> **STATED EXERCISE**
Return all the data below as it stands, minus the pictures.

> **RECORDED DATA**

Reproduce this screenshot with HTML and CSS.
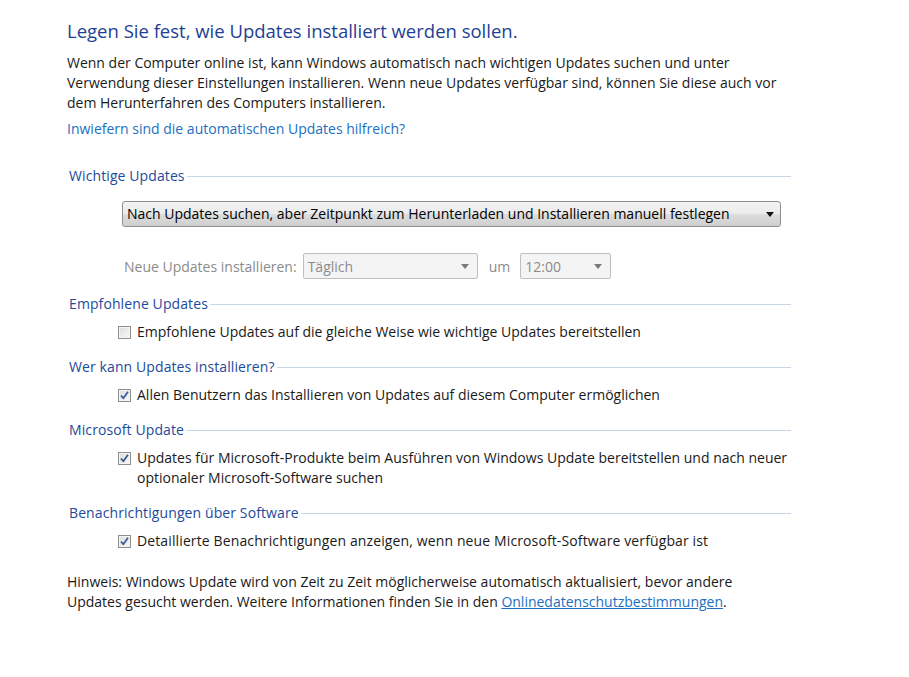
FILE: index.html
```html
<!DOCTYPE html>
<html lang="de">
<head>
<meta charset="utf-8">
<title>Windows Update – Einstellungen ändern</title>
<link rel="stylesheet" href="styles.css">
</head>
<body>
<div class="page">
  <h1 class="title">Legen Sie fest, wie Updates installiert werden sollen.</h1>
  <p class="intro">Wenn der Computer online ist, kann Windows automatisch nach wichtigen Updates suchen und unter Verwendung dieser Einstellungen installieren. Wenn neue Updates verfügbar sind, können Sie diese auch vor dem Herunterfahren des Computers installieren.</p>
  <a class="help-link" href="#">Inwiefern sind die automatischen Updates hilfreich?</a>

  <div class="section-head first"><span>Wichtige Updates</span></div>
  <div class="main-select">
    <span class="sel-text">Nach Updates suchen, aber Zeitpunkt zum Herunterladen und Installieren manuell festlegen</span>
    <span class="arrow"></span>
  </div>
  <div class="schedule">
    <span class="sched-label">Neue Updates installieren:</span>
    <div class="small-select day"><span>Täglich</span><span class="arrow dim"></span></div>
    <span class="sched-um">um</span>
    <div class="small-select time"><span>12:00</span><span class="arrow dim"></span></div>
  </div>

  <div class="section-head"><span>Empfohlene Updates</span></div>
  <div class="option">
    <span class="cb"></span>
    <span class="opt-text">Empfohlene Updates auf die gleiche Weise wie wichtige Updates bereitstellen</span>
  </div>

  <div class="section-head"><span>Wer kann Updates installieren?</span></div>
  <div class="option">
    <span class="cb checked"><svg viewBox="0 0 11 11" width="11" height="11"><path d="M2 5.5 L4.3 8.3 L9 1.8" fill="none" stroke="#3c5a9a" stroke-width="1.8" stroke-linejoin="round"/></svg></span>
    <span class="opt-text">Allen Benutzern das Installieren von Updates auf diesem Computer ermöglichen</span>
  </div>

  <div class="section-head"><span>Microsoft Update</span></div>
  <div class="option">
    <span class="cb checked"><svg viewBox="0 0 11 11" width="11" height="11"><path d="M2 5.5 L4.3 8.3 L9 1.8" fill="none" stroke="#3c5a9a" stroke-width="1.8" stroke-linejoin="round"/></svg></span>
    <span class="opt-text">Updates für Microsoft-Produkte beim Ausführen von Windows Update bereitstellen und nach neuer optionaler Microsoft-Software suchen</span>
  </div>

  <div class="section-head"><span>Benachrichtigungen über Software</span></div>
  <div class="option">
    <span class="cb checked"><svg viewBox="0 0 11 11" width="11" height="11"><path d="M2 5.5 L4.3 8.3 L9 1.8" fill="none" stroke="#3c5a9a" stroke-width="1.8" stroke-linejoin="round"/></svg></span>
    <span class="opt-text wide">Detaillierte Benachrichtigungen anzeigen, wenn neue Microsoft-Software verfügbar ist</span>
  </div>

  <p class="note">Hinweis: Windows Update wird von Zeit zu Zeit möglicherweise automatisch aktualisiert, bevor andere Updates gesucht werden. Weitere Informationen finden Sie in den <a href="#" class="note-link">Onlinedatenschutzbestimmungen</a>.</p>
</div>
</body>
</html>
```

FILE: styles.css
```css
html, body {
  margin: 0;
  padding: 0;
  background: #ffffff;
}
body {
  font-family: "Open Sans", "Noto Sans", "Liberation Sans", sans-serif;
  font-size: 14px;
  color: #1a1a1a;
}
.page {
  width: 724px;
  padding: 17px 0 40px 67px;
}
.title {
  margin: 0;
  font-size: 18.5px;
  font-weight: normal;
  line-height: 28px;
  color: #1e3f94;
}
.intro {
  margin: 8px 0 0 0;
  line-height: 20px;
}
.help-link {
  display: block;
  margin-top: 6px;
  line-height: 20px;
  color: #1c6fc2;
  text-decoration: none;
}
.section-head {
  display: flex;
  align-items: center;
  margin-top: 15px;
  padding-left: 2px;
  line-height: 20px;
  color: #1e4a9c;
  letter-spacing: 0.1px;
}
.section-head.first {
  margin-top: 27px;
}
.section-head::after {
  content: "";
  flex: 1;
  height: 1px;
  background: #c9d6e8;
  margin-left: 2px;
}
.main-select {
  display: flex;
  align-items: center;
  justify-content: space-between;
  margin: 15px 0 0 55px;
  height: 24px;
  border: 1px solid #8e8f8f;
  border-radius: 3px;
  background: linear-gradient(#f2f2f2 0%, #ebebeb 50%, #dddddd 51%, #cfcfcf 100%);
  padding: 0 6px 0 4px;
  width: 647px;
}
.sel-text {
  color: #000;
  line-height: 20px;
}
.arrow {
  width: 0;
  height: 0;
  border-left: 4px solid transparent;
  border-right: 4px solid transparent;
  border-top: 5px solid #111;
}
.arrow.dim {
  border-top-color: #7a7a7a;
}
.schedule {
  display: flex;
  align-items: center;
  margin: 26px 0 0 57px;
  height: 26px;
  color: #8b8b8b;
}
.sched-label {
  margin-right: 6px;
}
.small-select {
  display: flex;
  align-items: center;
  justify-content: space-between;
  height: 24px;
  border: 1px solid #bfbfbf;
  border-radius: 2px;
  background: #f4f4f4;
  padding: 0 8px 0 4px;
  color: #8b8b8b;
}
.small-select.day {
  width: 161px;
}
.small-select.time {
  width: 77px;
}
.sched-um {
  margin: 0 10px 0 11px;
}
.option {
  display: flex;
  align-items: flex-start;
  margin: 8px -6px 0 51px;
  line-height: 20px;
}
.cb {
  flex: none;
  box-sizing: border-box;
  width: 13px;
  height: 13px;
  margin: 4px 6px 0 0;
  border: 1px solid #8e8f8f;
  background: linear-gradient(135deg, #dcdcdc, #f8f8f8);
  box-shadow: inset 0 0 0 1px #f4f4f4;
  display: flex;
  align-items: center;
  justify-content: center;
}
.cb svg {
  display: block;
}
.opt-text {
  color: #1a1a1a;
}
.opt-text.wide {
  letter-spacing: 0.12px;
}
.note {
  margin: 21px 0 0 0;
  line-height: 20px;
  max-width: 690px;
}
.note-link {
  color: #1c6fc2;
  text-decoration: underline;
}
```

> **OUTPUT FOR THIS EXERCISE**
Reproduce this screenshot with HTML and CSS.
FILE: index.html
```html
<!DOCTYPE html>
<html lang="de">
<head>
<meta charset="utf-8">
<title>Windows Update – Einstellungen ändern</title>
<link rel="stylesheet" href="styles.css">
</head>
<body>
<div class="page">
  <h1 class="title">Legen Sie fest, wie Updates installiert werden sollen.</h1>
  <p class="intro">Wenn der Computer online ist, kann Windows automatisch nach wichtigen Updates suchen und unter Verwendung dieser Einstellungen installieren. Wenn neue Updates verfügbar sind, können Sie diese auch vor dem Herunterfahren des Computers installieren.</p>
  <a class="help-link" href="#">Inwiefern sind die automatischen Updates hilfreich?</a>

  <div class="section-head first"><span>Wichtige Updates</span></div>
  <div class="main-select">
    <span class="sel-text">Nach Updates suchen, aber Zeitpunkt zum Herunterladen und Installieren manuell festlegen</span>
    <span class="arrow"></span>
  </div>
  <div class="schedule">
    <span class="sched-label">Neue Updates installieren:</span>
    <div class="small-select day"><span>Täglich</span><span class="arrow dim"></span></div>
    <span class="sched-um">um</span>
    <div class="small-select time"><span>12:00</span><span class="arrow dim"></span></div>
  </div>

  <div class="section-head"><span>Empfohlene Updates</span></div>
  <div class="option">
    <span class="cb"></span>
    <span class="opt-text">Empfohlene Updates auf die gleiche Weise wie wichtige Updates bereitstellen</span>
  </div>

  <div class="section-head"><span>Wer kann Updates installieren?</span></div>
  <div class="option">
    <span class="cb checked"><svg viewBox="0 0 11 11" width="11" height="11"><path d="M2 5.5 L4.3 8.3 L9 1.8" fill="none" stroke="#3c5a9a" stroke-width="1.8" stroke-linejoin="round"/></svg></span>
    <span class="opt-text">Allen Benutzern das Installieren von Updates auf diesem Computer ermöglichen</span>
  </div>

  <div class="section-head"><span>Microsoft Update</span></div>
  <div class="option">
    <span class="cb checked"><svg viewBox="0 0 11 11" width="11" height="11"><path d="M2 5.5 L4.3 8.3 L9 1.8" fill="none" stroke="#3c5a9a" stroke-width="1.8" stroke-linejoin="round"/></svg></span>
    <span class="opt-text">Updates für Microsoft-Produkte beim Ausführen von Windows Update bereitstellen und nach neuer optionaler Microsoft-Software suchen</span>
  </div>

  <div class="section-head"><span>Benachrichtigungen über Software</span></div>
  <div class="option">
    <span class="cb checked"><svg viewBox="0 0 11 11" width="11" height="11"><path d="M2 5.5 L4.3 8.3 L9 1.8" fill="none" stroke="#3c5a9a" stroke-width="1.8" stroke-linejoin="round"/></svg></span>
    <span class="opt-text wide">Detaillierte Benachrichtigungen anzeigen, wenn neue Microsoft-Software verfügbar ist</span>
  </div>

  <p class="note">Hinweis: Windows Update wird von Zeit zu Zeit möglicherweise automatisch aktualisiert, bevor andere Updates gesucht werden. Weitere Informationen finden Sie in den <a href="#" class="note-link">Onlinedatenschutzbestimmungen</a>.</p>
</div>
</body>
</html>
```

FILE: styles.css
```css
html, body {
  margin: 0;
  padding: 0;
  background: #ffffff;
}
body {
  font-family: "Open Sans", "Noto Sans", "Liberation Sans", sans-serif;
  font-size: 14px;
  color: #1a1a1a;
}
.page {
  width: 724px;
  padding: 17px 0 40px 67px;
}
.title {
  margin: 0;
  font-size: 18.5px;
  font-weight: normal;
  line-height: 28px;
  color: #1e3f94;
}
.intro {
  margin: 8px 0 0 0;
  line-height: 20px;
}
.help-link {
  display: block;
  margin-top: 6px;
  line-height: 20px;
  color: #1c6fc2;
  text-decoration: none;
}
.section-head {
  display: flex;
  align-items: center;
  margin-top: 15px;
  padding-left: 2px;
  line-height: 20px;
  color: #1e4a9c;
  letter-spacing: 0.1px;
}
.section-head.first {
  margin-top: 27px;
}
.section-head::after {
  content: "";
  flex: 1;
  height: 1px;
  background: #c9d6e8;
  margin-left: 2px;
}
.main-select {
  display: flex;
  align-items: center;
  justify-content: space-between;
  margin: 15px 0 0 55px;
  height: 24px;
  border: 1px solid #8e8f8f;
  border-radius: 3px;
  background: linear-gradient(#f2f2f2 0%, #ebebeb 50%, #dddddd 51%, #cfcfcf 100%);
  padding: 0 6px 0 4px;
  width: 647px;
}
.sel-text {
  color: #000;
  line-height: 20px;
}
.arrow {
  width: 0;
  height: 0;
  border-left: 4px solid transparent;
  border-right: 4px solid transparent;
  border-top: 5px solid #111;
}
.arrow.dim {
  border-top-color: #7a7a7a;
}
.schedule {
  display: flex;
  align-items: center;
  margin: 26px 0 0 57px;
  height: 26px;
  color: #8b8b8b;
}
.sched-label {
  margin-right: 6px;
}
.small-select {
  display: flex;
  align-items: center;
  justify-content: space-between;
  height: 24px;
  border: 1px solid #bfbfbf;
  border-radius: 2px;
  background: #f4f4f4;
  padding: 0 8px 0 4px;
  color: #8b8b8b;
}
.small-select.day {
  width: 161px;
}
.small-select.time {
  width: 77px;
}
.sched-um {
  margin: 0 10px 0 11px;
}
.option {
  display: flex;
  align-items: flex-start;
  margin: 8px -6px 0 51px;
  line-height: 20px;
}
.cb {
  flex: none;
  box-sizing: border-box;
  width: 13px;
  height: 13px;
  margin: 4px 6px 0 0;
  border: 1px solid #8e8f8f;
  background: linear-gradient(135deg, #dcdcdc, #f8f8f8);
  box-shadow: inset 0 0 0 1px #f4f4f4;
  display: flex;
  align-items: center;
  justify-content: center;
}
.cb svg {
  display: block;
}
.opt-text {
  color: #1a1a1a;
}
.opt-text.wide {
  letter-spacing: 0.12px;
}
.note {
  margin: 21px 0 0 0;
  line-height: 20px;
  max-width: 690px;
}
.note-link {
  color: #1c6fc2;
  text-decoration: underline;
}
```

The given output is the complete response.